People do it, and fair play to them I suppose, but I hate the idea of encouraging melodrama or refusing to fix a relationship or problem purely because you think it will add to your reputation as an ‘artistic’ person or will provide you with fodder for future work.
It’s true that if you live a crazy life you may have more basic material than some but in my opinion your imagination and ability to empathise are the most important tools anyway, so why invite disruption into your life? And worse, why invite it on the other people in your life? I look at some writers and aspiring writers and I can’t help feeling sorry for their friends and partners. Not only because they’ve chosen to hang out with an egocentric writer, but also because they are being treated like experiments – as though they are nothing more than potential characters and not the thinking and feeling individuals they are.
It drives me mad when I hear people shrug off some god-awful mess they’ve created for themselves with a ‘well, it’ll make a good story someday’. I want to shout at them to get a grip and realise they can write a million stories, and none of them need be their lives. I hate the idea of instigating bad times for their entertainment value. I don’t want the drama. I want it to play out on the page – I don’t want it to be a game in the real world, where real people get hurt and not everyone is as good at forgetting as I am.
However, every now and then – when I’ve been hanging out with a lot of particularly dramatic types – I start to forget all of this and begin to worry that I’m not living the life the way I should, that I’m too boring and will never get anywhere at this rate.
When that happens, I know it’s time to call on the anti-drama monkey! Gifted to me by a most awesome friend, this little chap popped into my life one pretty rubbishy Christmas in the form of a ‘knit your own monkey’ kit. At the time it felt as though everything was going wrong for various reasons and I was truly in danger of courting unnecessary drama, instead I got out the needles.

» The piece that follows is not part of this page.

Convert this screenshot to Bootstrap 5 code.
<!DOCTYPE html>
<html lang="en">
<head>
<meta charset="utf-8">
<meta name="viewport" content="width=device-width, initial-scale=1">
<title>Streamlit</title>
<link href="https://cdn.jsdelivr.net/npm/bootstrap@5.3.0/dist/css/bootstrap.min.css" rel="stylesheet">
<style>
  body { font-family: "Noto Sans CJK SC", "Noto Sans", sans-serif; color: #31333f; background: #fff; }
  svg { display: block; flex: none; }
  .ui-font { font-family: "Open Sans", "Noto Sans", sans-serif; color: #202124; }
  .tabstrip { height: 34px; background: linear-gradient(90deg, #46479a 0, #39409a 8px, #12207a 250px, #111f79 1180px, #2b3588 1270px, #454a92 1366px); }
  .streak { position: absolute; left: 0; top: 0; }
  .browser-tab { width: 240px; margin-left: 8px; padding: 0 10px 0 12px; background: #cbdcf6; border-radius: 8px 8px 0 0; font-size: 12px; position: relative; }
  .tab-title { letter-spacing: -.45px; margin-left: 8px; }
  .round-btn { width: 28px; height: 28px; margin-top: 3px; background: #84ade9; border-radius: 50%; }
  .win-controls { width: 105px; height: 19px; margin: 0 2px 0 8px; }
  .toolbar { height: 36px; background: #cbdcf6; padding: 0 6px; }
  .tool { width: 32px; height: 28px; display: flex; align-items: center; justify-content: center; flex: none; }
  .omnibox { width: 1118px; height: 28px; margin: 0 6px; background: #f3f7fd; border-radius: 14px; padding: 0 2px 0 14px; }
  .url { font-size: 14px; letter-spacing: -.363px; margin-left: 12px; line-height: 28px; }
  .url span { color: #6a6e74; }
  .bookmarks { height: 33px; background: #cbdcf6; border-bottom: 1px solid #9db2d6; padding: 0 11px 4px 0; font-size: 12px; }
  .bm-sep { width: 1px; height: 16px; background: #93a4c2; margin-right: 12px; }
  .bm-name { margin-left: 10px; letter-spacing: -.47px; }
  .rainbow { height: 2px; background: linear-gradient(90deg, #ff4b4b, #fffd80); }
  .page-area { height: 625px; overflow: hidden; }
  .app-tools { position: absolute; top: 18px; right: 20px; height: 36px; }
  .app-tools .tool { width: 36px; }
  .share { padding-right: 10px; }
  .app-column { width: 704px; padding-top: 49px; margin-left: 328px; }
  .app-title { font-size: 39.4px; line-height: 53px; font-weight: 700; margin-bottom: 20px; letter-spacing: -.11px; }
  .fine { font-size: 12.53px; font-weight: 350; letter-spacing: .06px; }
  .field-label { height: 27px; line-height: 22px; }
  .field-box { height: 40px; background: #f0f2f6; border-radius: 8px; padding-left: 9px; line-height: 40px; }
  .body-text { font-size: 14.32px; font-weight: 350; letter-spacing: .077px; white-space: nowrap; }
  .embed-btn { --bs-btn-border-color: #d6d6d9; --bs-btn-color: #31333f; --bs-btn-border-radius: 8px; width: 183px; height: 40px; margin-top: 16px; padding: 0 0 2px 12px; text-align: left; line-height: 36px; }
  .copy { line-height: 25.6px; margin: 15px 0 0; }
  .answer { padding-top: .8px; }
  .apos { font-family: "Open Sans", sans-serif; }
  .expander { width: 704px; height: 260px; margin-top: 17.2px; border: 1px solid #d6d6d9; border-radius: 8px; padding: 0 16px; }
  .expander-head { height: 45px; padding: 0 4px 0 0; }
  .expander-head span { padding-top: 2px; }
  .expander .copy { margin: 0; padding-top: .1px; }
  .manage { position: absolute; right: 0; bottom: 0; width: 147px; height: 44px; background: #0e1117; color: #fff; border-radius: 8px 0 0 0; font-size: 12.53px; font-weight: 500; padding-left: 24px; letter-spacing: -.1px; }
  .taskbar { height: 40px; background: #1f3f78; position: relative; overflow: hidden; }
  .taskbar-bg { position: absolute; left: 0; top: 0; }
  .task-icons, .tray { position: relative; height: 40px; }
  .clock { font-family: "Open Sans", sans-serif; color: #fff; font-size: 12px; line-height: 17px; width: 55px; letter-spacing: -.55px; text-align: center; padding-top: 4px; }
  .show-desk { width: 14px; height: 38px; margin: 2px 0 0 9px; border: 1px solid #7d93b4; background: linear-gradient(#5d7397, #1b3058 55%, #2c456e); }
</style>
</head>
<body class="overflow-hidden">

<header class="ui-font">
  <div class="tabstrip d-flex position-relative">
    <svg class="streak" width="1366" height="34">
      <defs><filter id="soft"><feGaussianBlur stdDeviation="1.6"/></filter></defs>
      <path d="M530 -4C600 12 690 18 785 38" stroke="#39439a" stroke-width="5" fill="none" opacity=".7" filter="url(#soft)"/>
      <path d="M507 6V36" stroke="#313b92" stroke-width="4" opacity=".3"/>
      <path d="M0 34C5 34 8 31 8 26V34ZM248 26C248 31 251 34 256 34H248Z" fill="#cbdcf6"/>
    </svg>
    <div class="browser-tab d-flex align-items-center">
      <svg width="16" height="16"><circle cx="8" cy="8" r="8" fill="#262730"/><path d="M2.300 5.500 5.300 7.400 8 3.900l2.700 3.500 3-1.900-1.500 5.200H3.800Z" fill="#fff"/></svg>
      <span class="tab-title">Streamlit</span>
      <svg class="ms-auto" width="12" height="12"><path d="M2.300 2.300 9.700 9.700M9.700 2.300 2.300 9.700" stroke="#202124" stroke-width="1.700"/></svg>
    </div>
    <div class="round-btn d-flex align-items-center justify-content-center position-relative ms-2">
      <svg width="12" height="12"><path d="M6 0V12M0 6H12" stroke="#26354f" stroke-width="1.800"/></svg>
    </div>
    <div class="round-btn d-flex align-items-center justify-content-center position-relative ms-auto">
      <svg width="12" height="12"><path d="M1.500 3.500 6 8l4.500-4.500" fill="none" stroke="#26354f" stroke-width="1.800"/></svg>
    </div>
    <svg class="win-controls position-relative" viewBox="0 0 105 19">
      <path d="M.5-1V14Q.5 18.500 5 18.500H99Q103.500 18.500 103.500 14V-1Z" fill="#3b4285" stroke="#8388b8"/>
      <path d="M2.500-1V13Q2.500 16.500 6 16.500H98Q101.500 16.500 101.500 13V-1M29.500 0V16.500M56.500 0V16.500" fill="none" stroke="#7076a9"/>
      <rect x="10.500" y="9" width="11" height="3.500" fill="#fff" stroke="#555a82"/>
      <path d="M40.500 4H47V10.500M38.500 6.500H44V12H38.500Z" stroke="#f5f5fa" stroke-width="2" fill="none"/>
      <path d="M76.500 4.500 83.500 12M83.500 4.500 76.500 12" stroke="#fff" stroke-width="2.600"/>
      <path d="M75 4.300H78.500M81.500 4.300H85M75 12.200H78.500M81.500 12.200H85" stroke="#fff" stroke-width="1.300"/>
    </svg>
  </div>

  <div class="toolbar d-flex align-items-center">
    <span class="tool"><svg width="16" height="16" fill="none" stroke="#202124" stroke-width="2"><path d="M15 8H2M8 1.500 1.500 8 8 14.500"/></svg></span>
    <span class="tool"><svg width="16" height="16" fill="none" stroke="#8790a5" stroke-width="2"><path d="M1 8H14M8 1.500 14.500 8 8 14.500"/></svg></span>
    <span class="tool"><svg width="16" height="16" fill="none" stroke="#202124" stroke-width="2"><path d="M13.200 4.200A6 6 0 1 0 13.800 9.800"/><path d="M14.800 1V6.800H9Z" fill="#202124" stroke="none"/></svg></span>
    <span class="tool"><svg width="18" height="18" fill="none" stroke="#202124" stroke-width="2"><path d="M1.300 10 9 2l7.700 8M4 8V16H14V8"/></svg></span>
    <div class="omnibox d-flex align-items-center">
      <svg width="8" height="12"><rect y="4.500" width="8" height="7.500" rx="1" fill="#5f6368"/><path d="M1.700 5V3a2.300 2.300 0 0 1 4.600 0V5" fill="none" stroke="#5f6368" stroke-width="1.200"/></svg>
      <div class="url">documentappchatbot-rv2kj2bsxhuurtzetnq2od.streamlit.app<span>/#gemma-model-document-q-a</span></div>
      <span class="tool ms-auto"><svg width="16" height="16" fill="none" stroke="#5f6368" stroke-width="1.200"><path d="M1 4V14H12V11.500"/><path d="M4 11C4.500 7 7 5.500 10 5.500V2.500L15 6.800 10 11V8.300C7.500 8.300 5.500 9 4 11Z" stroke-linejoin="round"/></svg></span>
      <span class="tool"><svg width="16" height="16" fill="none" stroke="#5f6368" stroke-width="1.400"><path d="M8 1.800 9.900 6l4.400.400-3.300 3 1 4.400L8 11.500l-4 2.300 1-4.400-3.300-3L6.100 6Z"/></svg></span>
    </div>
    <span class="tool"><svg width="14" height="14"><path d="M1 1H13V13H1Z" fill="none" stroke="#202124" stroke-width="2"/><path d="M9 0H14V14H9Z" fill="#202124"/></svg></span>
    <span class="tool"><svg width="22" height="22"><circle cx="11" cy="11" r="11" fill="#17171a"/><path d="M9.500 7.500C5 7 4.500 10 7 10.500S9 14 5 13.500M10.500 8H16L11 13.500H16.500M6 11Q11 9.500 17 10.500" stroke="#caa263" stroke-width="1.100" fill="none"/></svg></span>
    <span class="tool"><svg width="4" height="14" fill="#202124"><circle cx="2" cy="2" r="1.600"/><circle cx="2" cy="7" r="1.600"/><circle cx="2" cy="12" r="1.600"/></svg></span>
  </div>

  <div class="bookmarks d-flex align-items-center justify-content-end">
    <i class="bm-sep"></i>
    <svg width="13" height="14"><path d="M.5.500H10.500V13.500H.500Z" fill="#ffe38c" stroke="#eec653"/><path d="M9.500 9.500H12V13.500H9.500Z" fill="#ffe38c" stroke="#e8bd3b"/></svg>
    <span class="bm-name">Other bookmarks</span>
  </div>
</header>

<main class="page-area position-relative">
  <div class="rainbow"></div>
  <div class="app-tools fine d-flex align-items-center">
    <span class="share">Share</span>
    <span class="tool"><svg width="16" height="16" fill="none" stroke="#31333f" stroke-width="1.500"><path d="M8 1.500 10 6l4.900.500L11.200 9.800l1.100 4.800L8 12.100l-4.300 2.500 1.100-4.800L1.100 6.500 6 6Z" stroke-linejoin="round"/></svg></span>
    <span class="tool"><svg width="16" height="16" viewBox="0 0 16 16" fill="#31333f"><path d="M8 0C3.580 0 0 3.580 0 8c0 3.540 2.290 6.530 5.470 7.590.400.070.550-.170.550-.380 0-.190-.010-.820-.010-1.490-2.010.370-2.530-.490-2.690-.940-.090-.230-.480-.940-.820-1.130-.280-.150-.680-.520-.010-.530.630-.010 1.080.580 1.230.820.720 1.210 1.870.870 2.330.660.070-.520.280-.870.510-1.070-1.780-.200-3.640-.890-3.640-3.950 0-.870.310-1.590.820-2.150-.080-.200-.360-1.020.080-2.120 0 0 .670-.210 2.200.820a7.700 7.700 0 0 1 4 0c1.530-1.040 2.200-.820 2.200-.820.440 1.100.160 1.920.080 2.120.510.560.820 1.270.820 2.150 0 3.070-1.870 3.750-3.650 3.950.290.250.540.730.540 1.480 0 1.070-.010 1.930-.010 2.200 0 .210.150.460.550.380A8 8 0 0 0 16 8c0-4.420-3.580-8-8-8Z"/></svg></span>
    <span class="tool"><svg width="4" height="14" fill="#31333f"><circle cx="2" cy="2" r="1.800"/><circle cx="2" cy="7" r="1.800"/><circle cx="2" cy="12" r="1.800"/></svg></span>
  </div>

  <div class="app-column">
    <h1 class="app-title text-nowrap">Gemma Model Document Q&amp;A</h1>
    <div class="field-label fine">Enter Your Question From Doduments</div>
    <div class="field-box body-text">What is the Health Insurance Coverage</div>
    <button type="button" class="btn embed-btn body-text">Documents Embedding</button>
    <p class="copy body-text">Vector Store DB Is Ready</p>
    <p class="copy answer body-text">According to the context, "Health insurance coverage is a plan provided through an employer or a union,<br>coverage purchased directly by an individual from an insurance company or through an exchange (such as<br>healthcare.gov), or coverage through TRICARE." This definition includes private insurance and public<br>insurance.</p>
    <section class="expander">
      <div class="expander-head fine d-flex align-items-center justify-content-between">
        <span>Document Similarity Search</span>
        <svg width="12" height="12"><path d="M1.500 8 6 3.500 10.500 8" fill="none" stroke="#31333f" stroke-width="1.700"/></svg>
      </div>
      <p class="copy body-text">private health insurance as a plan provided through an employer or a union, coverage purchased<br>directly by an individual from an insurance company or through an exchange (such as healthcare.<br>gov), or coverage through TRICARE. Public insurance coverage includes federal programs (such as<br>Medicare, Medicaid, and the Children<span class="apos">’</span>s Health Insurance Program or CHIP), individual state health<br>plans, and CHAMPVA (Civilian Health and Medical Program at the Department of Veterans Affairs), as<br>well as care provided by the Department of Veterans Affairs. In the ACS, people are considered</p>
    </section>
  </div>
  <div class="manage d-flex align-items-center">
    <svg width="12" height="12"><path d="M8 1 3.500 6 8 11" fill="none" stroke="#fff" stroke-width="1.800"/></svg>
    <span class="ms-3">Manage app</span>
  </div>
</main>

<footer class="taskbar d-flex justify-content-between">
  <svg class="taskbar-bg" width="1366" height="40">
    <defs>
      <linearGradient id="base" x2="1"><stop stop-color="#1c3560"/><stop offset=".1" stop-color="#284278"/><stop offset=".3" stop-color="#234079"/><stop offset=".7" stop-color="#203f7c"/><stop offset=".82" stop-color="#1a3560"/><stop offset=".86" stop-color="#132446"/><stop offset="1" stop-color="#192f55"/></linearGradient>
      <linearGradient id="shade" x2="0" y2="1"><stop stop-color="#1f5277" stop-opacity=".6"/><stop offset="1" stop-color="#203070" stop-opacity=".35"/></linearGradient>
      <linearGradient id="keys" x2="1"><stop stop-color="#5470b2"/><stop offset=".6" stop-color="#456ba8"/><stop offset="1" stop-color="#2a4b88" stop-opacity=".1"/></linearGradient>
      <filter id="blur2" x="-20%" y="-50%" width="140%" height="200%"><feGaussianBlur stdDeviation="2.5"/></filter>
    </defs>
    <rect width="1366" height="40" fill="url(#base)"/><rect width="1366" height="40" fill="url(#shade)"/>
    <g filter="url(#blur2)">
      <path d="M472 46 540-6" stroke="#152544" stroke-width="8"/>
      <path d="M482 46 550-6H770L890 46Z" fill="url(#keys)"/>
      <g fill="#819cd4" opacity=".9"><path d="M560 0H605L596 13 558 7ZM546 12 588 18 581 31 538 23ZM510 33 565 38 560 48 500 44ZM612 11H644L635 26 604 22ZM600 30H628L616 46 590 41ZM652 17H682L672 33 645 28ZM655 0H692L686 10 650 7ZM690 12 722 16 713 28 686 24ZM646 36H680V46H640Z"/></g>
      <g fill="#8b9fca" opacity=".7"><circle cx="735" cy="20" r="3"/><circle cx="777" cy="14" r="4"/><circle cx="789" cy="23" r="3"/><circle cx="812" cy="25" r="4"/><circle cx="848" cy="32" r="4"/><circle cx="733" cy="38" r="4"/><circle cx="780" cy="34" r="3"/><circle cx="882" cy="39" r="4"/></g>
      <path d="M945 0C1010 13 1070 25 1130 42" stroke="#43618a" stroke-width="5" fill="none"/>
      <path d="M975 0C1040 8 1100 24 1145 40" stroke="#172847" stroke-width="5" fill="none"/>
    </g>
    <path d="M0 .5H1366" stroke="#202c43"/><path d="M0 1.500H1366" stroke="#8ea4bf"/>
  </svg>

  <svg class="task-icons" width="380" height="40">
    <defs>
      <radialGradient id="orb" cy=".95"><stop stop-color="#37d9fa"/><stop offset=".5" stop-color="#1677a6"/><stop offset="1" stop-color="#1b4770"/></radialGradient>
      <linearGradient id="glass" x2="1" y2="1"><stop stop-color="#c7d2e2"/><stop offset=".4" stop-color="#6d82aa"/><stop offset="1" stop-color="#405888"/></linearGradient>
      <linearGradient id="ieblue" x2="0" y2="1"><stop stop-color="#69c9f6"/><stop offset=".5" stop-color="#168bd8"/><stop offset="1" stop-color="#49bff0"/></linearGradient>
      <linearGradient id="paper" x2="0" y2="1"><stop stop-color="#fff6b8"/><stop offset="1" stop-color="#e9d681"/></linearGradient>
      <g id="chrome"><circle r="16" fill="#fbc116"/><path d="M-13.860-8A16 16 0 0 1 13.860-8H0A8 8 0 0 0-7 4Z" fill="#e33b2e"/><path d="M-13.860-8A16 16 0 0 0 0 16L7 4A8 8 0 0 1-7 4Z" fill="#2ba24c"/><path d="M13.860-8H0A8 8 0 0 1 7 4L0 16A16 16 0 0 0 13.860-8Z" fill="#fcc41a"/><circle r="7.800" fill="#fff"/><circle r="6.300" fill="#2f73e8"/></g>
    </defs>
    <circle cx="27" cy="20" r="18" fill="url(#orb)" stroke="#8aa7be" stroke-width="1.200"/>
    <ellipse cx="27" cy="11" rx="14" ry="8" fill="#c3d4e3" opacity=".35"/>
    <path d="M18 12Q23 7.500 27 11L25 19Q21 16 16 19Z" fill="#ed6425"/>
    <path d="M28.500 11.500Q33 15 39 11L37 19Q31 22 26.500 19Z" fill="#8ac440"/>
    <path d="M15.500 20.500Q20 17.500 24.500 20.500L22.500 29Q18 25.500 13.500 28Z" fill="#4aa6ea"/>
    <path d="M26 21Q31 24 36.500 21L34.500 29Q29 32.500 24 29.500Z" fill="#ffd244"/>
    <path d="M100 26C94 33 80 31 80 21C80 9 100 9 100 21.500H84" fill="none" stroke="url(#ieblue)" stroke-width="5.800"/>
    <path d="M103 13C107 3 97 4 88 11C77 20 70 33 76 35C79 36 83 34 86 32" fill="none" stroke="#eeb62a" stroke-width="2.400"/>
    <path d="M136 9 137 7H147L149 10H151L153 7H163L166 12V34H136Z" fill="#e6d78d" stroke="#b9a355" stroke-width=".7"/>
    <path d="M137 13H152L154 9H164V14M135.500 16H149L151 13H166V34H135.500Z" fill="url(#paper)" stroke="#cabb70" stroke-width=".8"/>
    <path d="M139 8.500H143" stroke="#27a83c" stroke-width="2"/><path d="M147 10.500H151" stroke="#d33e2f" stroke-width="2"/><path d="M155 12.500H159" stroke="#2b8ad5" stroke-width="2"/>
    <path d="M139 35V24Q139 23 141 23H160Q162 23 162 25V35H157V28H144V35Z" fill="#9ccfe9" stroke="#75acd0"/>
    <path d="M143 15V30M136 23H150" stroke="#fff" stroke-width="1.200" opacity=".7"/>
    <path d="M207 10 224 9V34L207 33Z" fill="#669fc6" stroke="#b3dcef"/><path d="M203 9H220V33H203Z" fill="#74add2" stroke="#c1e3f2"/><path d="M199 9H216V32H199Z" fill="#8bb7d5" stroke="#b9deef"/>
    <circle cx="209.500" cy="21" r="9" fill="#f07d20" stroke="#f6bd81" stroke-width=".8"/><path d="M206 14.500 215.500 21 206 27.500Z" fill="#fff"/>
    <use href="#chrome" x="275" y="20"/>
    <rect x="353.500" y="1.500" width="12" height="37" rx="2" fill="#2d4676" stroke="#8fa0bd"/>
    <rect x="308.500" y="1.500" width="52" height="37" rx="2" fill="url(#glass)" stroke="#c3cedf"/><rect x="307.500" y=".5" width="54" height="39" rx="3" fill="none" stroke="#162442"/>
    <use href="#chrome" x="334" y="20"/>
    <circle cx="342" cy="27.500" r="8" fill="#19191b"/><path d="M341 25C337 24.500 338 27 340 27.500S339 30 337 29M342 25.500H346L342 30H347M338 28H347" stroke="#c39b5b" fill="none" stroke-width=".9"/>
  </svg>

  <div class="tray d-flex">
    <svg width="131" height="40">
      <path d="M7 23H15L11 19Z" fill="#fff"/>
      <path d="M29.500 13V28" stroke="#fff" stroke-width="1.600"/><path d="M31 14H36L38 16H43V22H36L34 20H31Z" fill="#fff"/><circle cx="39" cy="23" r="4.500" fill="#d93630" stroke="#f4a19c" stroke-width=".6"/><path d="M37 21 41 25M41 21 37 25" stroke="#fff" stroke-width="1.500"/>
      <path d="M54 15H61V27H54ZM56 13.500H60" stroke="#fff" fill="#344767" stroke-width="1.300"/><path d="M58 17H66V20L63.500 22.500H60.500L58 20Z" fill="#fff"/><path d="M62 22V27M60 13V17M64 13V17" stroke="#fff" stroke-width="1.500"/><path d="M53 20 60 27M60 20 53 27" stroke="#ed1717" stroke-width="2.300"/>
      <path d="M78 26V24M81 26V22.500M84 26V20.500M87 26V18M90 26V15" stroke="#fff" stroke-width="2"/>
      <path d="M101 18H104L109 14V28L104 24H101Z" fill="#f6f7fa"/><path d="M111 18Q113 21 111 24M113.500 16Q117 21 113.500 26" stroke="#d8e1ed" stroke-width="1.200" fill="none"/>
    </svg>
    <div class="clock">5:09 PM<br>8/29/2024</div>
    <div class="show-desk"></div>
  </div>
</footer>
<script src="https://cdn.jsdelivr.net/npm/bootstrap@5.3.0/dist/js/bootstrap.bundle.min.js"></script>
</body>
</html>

I’m not the best knitter and the poor dude is a little lumpy, but concentrating on him took my mind off the stuff that was driving me mental and reminded me I don’t need to make life more complicated for myself – I’ve got prose to play out my complications in. Henceforth, he became known as the anti-drama monkey and he sits on my bookcase to remind me that keeping it simple doesn’t make me a worse writer – it just makes me a saner Lynsey.